Судя по жалованным грамотам «мюльк-нааме», эксплуатация местного оседлого земледельческого населения приобретала все большее значение в хозяйствах представителей татарской знати Крымского ханства. С XVII и XVIII вв. до наших дней сохранились завещания зажиточных татар, в которых помимо прочего имущества перечисляются также пахотные земли, фруктовые сады и мельницы. Так, например, в перечне владений Ахмет-аги, умершего в 1681 г., названы 36 хлебопашенных участков, отдельно – земли для посева льна, мельница и пять фруктовых садов, три виноградника и восемь чаиров – лесов с фруктовыми деревьями и сенокосом, а также огороды, бахчи, загоны для овец, жилые дома.

Земли представителей знати, схожих с европейскими землевладельцами-феодалами, обрабатывали либо невольники, либо – гораздо чаще – полузависимое население: малоимущие соплеменники, попавшие в ту или иную форму зависимости от более зажиточных собратьев, и бывшие «ясыри» – вольноотпущенные полоняники. Использовать же прямых невольников в условиях низкой производительности труда было абсолютно невыгодно, ведь экономически незаинтересованный в результатах своей работы раб был лишним едоком и при этом приходилось надзирать за ним и принуждать к работе. В связи с этим в Крымском ханстве даже существовала неписаная правовая традиция через 5–6 лет отпускать «ясырей», которые «отработали» свою свободу, из неволи.

Более того, ряд случаев свидетельствует о стремлении татарских землевладельцев, особенно если это были представители знати – беи или мурзы, владевшие значительными земельными наделами и ресурсами, – предоставлять своим невольникам землю и скот, для того чтобы они могли сами себя прокормить. За это те должны были либо отработать несколько дней в неделю на барщине, либо выплачивать благодетелю-освободителю продуктовую ренту. По сути, ясырники сажались на землю в статусе крепостных крестьян, зависимых в большей степени поземельно, чем лично. Для землевладельцев это было гораздо выгоднее с экономической точки зрения, чем организация сложной рабовладельческой латифундии, требовавшей планирования и сложного управления хозяйством, надсмотрщиков за рабами, которые должны были принуждать их к труду, и тому подобных вещей. Так, мансурского бея вполне устраивало, когда освобожденные «от ясырства» люди трудились на него за это три дня в неделю, а в остальное время имели возможность самостоятельно обеспечить себе пропитание, работая на выделенной им земле.

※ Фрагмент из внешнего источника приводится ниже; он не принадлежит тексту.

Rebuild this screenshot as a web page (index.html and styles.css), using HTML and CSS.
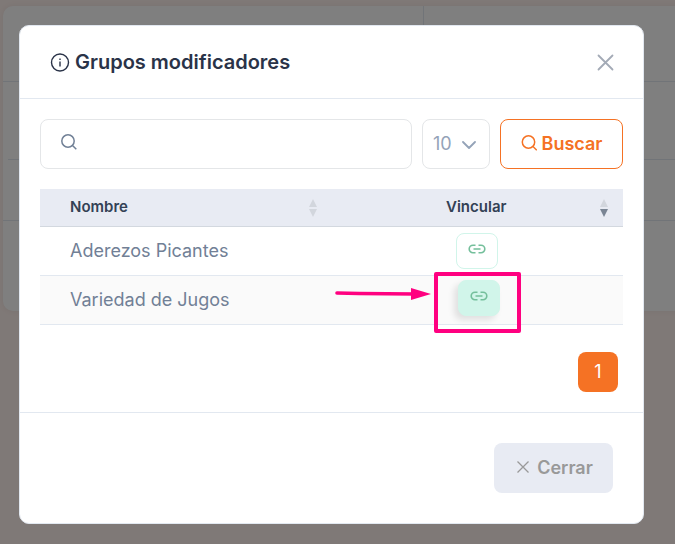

Небогатые свободные татары, соплеменники бея, также выполняли в его пользу незначительные повинности в форме барщины. Так, подданные аргинских беев, «все старые и молодые… слушались и покорялись ему полностью» и, «как во времена предков, были обязаны косить, пахать, идти с ним, куда он прикажет». А свободное татарское население, проживавшее на выделенных мурзам землях, выплачивало землевладельцу десятую часть «с хлеба после его сбора».

Самые же малоимущие среди татарских простолюдинов и вовсе могли попасть в крепостную зависимость к своему бею. Конечно, при этом зависимость татар была менее обременительной, чем у освобожденных «ясырей», и уж подавно гораздо более легкой, чем барщина, которую приходилось отрабатывать зависимым крестьянам в Речи Посполитой и Московском царстве. По сравнению с тамошними холопами даже бывшие ясырники у татар жили гораздо легче, привольнее и вольготнее.

Бывшие свободные татары попадали в зависимость к беям так же, как это происходило с бывшими свободными общинниками, номинально равными между собой, во многих средневековых обществах Европы и Азии. Они, «быв без пристанища», обращались к богатым сородичам-беям «за милостью и покровительством» и, получив эту «милость», соглашались за нее служить благодетелю «во всю жизнь». Эксплуатация таких зависимых людей со временем постепенно росла, но никогда не была крайне обременительной. Так, накануне гибели Крымского ханства татары, сидевшие «на мурзинской земле», должны были платить собственнику десятину «с хлеба по снятии оного», а также отрабатывали малосущественную по сравнению с украинскими и русскими крепостными рубежа XVIII–XIX вв. барщину: «на сенокос же и на жатву… два дня хаживали и больше, сколько с помещиком условятся». Иногда число отработочных дней могло достигать шести, восьми, десяти, самое большее – двенадцати дней в год. К этим работам привлекалось и свободное население «соседственных деревень», которое должно было явиться по «приглашению мурзы», иногда даже «с повозками». Постепенно у землевладельцев проявлялось также стремление «насильно» удерживать поземельно зависимых крестьян на своей земле, не позволяя им «из-за неудовольствия к помещику или по какой другой причине» покидать места своего проживания, в чем «некоторые помещики по могуществу своему и успевали».